I didn't attend JPS schools so I guess I need to shut up as well.
I'm not even from Jackson, but none of you are going to shut me up.
Please read Councilman Priester's Facebook posting about the takeover. If someone as level headed and not confrontational as him thinks the MDE report is shady, then there might be fire somewhere near all that smoke.
Priester graduated Murrah.
Priester attended St. Andrews 1st grade through 10th. Left St. Andrews due to conflict
with administration.
My son went to the number 1 private school in state, couldn't have cared less and scored a 28. I guess I should shut up too. BTW after partying for ten years he's finally decided to go to college.
And Priester had the benefit of the 'special' classes at Murrah - those reserved for the best and brightest, especially when their parents are in a position that helps image of JPS. Class size of 6 to 8, compared to normal size of 20+. Nothing wrong with having thst program, in fact commendable. But to try to sell Murrah as a,be to produce such products it works well for the top 3%; what's bad is how the bottom 85% are treated.
So many commenters in favor of JPS not being under takeover are parents of children who attend Casey, McWillie, and Davis. Those are the three best schools in the district. Those schools would probably continue, and should be the model for how it can be done.

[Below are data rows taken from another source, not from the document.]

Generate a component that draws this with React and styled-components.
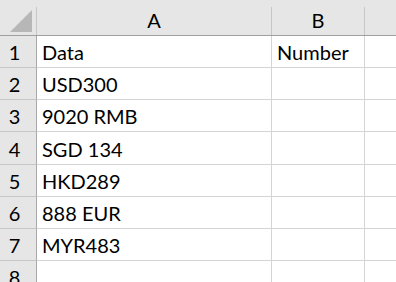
import React from "react";
import styled, { createGlobalStyle } from "styled-components";

const GlobalStyle = createGlobalStyle`
  html, body {
    margin: 0;
    padding: 0;
    background: #ffffff;
    overflow: hidden;
  }
  body {
    font-family: Lato, "Liberation Sans", sans-serif;
  }
`;

const columns = [
  { name: "A", width: 235 },
  { name: "B", width: 93 },
  { name: "C", width: 60 },
];

const rows = [
  ["Data", "Number"],
  ["USD300", ""],
  ["9020 RMB", ""],
  ["SGD 134", ""],
  ["HKD289", ""],
  ["888 EUR", ""],
  ["MYR483", ""],
  ["", ""],
];

const App = () => {
  return (
    <>
      <GlobalStyle />
      <Sheet>
        <HeaderRow>
          <Corner>
            <svg width="23" height="23" viewBox="0 0 23 23">
              <polygon points="22,0 22,22 0,22" fill="#b7b7b7" />
            </svg>
          </Corner>
          {columns.map((col) => (
            <ColHead key={col.name} $width={col.width}>
              {col.name === "C" ? "" : col.name}
            </ColHead>
          ))}
        </HeaderRow>
        {rows.map((row, i) => (
          <Row key={i}>
            <RowHead>{i + 1}</RowHead>
            {columns.map((col, j) => (
              <Cell key={col.name} $width={col.width}>
                {row[j] || ""}
              </Cell>
            ))}
          </Row>
        ))}
      </Sheet>
    </>
  );
};

const Sheet = styled.div`
  width: 396px;
  height: 282px;
  overflow: hidden;
  color: #000;
  font-size: 20px;
`;

const HeaderRow = styled.div`
  display: flex;
  height: 36px;
  box-sizing: border-box;
  padding-top: 7px;
  background-color: #e6e6e6;
  border-bottom: 1px solid #9f9f9f;
`;

const Corner = styled.div`
  flex: 0 0 37px;
  box-sizing: border-box;
  border-right: 1px solid #c6c6c6;
  display: flex;
  align-items: flex-end;
  justify-content: flex-end;
  padding: 0 3px 2px 0;
`;

const ColHead = styled.div`
  flex: 0 0 ${(p) => p.$width}px;
  box-sizing: border-box;
  border-right: 1px solid #c6c6c6;
  text-align: center;
  line-height: 26px;
`;

const Row = styled.div`
  display: flex;
  height: 32.15px;
`;

const RowHead = styled.div`
  flex: 0 0 37px;
  box-sizing: border-box;
  background-color: #e6e6e6;
  border-right: 1px solid #a8a8a8;
  border-bottom: 1px solid #c6c6c6;
  padding-right: 7px;
  text-align: center;
  display: flex;
  align-items: flex-end;
  justify-content: center;
  padding-bottom: 3px;
`;

const Cell = styled.div`
  flex: 0 0 ${(p) => p.$width}px;
  box-sizing: border-box;
  border-right: 1px solid #d4d4d4;
  border-bottom: 1px solid #d4d4d4;
  padding: 0 0 3px 5px;
  display: flex;
  align-items: flex-end;
  white-space: nowrap;
`;

export default App;
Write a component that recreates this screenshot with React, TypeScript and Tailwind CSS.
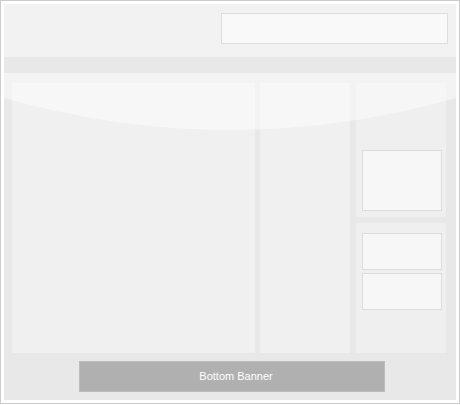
import React from 'react';

const Box: React.FC<{ className?: string }> = ({ className = '' }) => (
  <div className={`w-[80px] border border-[#dcdcdc] bg-[#f7f7f7] ${className}`} />
);

const App: React.FC = () => {
  return (
    <div className="w-[460px] h-[404px] border border-[#cccccc] bg-white p-[3px] font-['Liberation_Sans',Arial,sans-serif]">
      <div className="flex h-full flex-col">
        {/* header */}
        <div className="flex h-[53px] justify-end bg-[#f2f2f2] pt-[9px] pr-[8px]">
          <div className="h-[31px] w-[227px] border border-[#dddddd] bg-[#f9f9f9]" />
        </div>

        {/* nav */}
        <div className="h-[16px] bg-[#e8e8e8]" />

        {/* main */}
        <div className="relative flex flex-1 flex-col bg-[#e8e8e8]">
          <div className="flex h-[280px] gap-[5px] pt-[10px] pl-[8px] pr-[9px]">
            <div className="w-[243px] bg-[#f0f0f0]" />
            <div className="w-[90px] bg-[#f0f0f0]" />
            <div className="ml-[1px] flex w-[90px] flex-col gap-[6px]">
              <div className="flex h-[134px] flex-col justify-end bg-[#efefef] pb-[6px] pl-[6px]">
                <Box className="h-[61px]" />
              </div>
              <div className="flex flex-1 flex-col gap-[3px] bg-[#efefef] pt-[10px] pl-[6px]">
                <Box className="h-[37px]" />
                <Box className="h-[37px]" />
              </div>
            </div>
          </div>

          <div className="flex pt-[8px] pl-[75px]">
            <div className="flex h-[31px] w-[306px] items-center justify-center border border-[#bcbcbc] bg-[#b0b0b0] pl-[8px] text-[11px] text-white">
              Bottom Banner
            </div>
          </div>

          {/* gloss */}
          <svg
            className="pointer-events-none absolute left-0 top-0"
            width="452"
            height="60"
            viewBox="0 0 452 60"
          >
            <path d="M0,0 L0,25 Q226,89 452,25 L452,0 Z" fill="white" fillOpacity="0.47" />
          </svg>
        </div>
      </div>
    </div>
  );
};

export default App;
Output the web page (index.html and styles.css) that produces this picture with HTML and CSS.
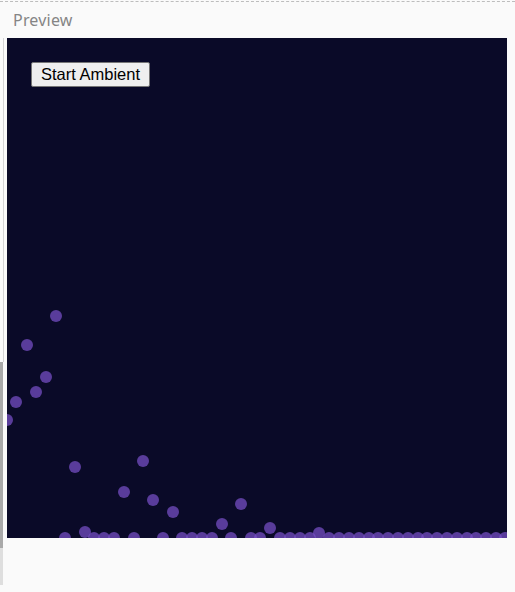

Funding is NOT and issue because JPS gets about $900.00 per student more each year than the Madison School District. I think many problems can be attributed to: (1) district parents not demanding more from the school leaders; (2) the district is too large; (3) lack of direction in the JPS administration in developing trade and skilled programs for students (this is not limited to current admin, because t the past 40 years); public acceptance of low standards for JPS.
My goal would be for every child in JPS to earn a diploma and get a great, high paying job!
We moved from a great JPS school because of e poor quality in middle and high schools. Let the state come in and do what needs to be done to help e kids achieve. Parents need to support a takeover because the lives of your kids will only get better.